Jumat 13 Jan 2012 18:35 WIB

Penyelesaian Konflik Beragama, Negara Dinilai Sering Absen

Rep: Amri Amrullah/ Red: Ajeng Ritzki Pitakasari

REPUBLIKA.CO.ID, JAKARTA—Dalam rapat Inter Religius Council (IRC) Indonesia para pemimpin umat agama yang mewakili enam agama yang ada di Indonesia, Islam, Kristen Khatolik, Hindu, Budha dan Konghucu meminta agar pemerintah hadir dalam segala penyelesaian sengketa agama. Kehadiran pemerintah ini penting sebagai bentuk resmi kepedulian pemerintah terhadap warga negaranya.

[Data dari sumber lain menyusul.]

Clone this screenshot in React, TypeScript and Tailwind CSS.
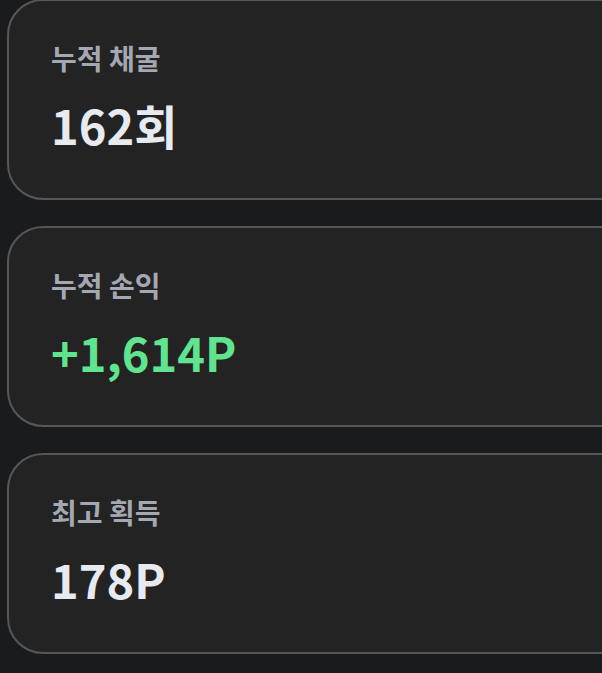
import React from "react";

const font = { fontFamily: '"Noto Sans CJK KR", "Noto Sans", sans-serif' };

function Card({ label, value, green }: { label: string; value: string; green?: boolean }) {
  return (
    <div className="h-[201px] w-[640px] shrink-0 rounded-[36px] border-2 border-[#56575a] bg-[#232323] pl-[42px] pt-[38px]">
      <div className="text-[28px] font-bold leading-[38px] text-[#a3a8b3]">{label}</div>
      <div
        className={
          "mt-[18px] text-[47px] font-bold leading-[60px] " +
          (green ? "text-[#62e38f]" : "text-[#e8eaf2]")
        }
      >
        {value}
      </div>
    </div>
  );
}

export default function App() {
  return (
    <div className="h-[673px] w-[602px] overflow-hidden bg-[#1a1b1d]" style={font}>
      <div className="-mt-[1px] flex flex-col gap-[26px] pl-[7px]">
        <Card label="누적 채굴" value="162회" />
        <Card label="누적 손익" value="+1,614P" green />
        <Card label="최고 획득" value="178P" />
      </div>
    </div>
  );
}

Menurut Ketua IRC Indonesia, Din Syamsudin negara kita tuntut hadir untuk mengatasi dimensi sosial. “Kami pemimpin agama menyelesaikan dari sisi teologis, sedangkan pemerintah harus focus pada dimensi social,” jelasnya kepada Republika, Jumat (13/1). Dimensi sosial yang dimaksud adalah bagaimana kesejahteraan hidup warga negara ini semakin terjamin.

Kenyataannya sekarang, maraknya kekerasan atas nama agama terjadi pada wilayah yang jauh dari kata sejahtera. Sehingga masyarakat mudah tersulut emosi atas nama agama untuk berbuat kekerasan. “Karena itu kami meminta pemerintah hadir dalam dimensi sosial dimasyarakat,” ujarnya.

Pernyataan senada juga disampaikan Romo Beni dan Ketua PB NU Slamet Effendy Yusuf. Menurut Romo Beni, pemerintah belum secara konsisten menerapkan empat pilar kehidupan berbangsa daan bernegara. Empat pilar yang di maksud adalah, Bhineka Tunggal Ika, Pancasila, UUD 45 dan NKRI. Menurutnya, pemerintah belum memberikan contoh penerapan empat pilar tersebut kepada masyarakat.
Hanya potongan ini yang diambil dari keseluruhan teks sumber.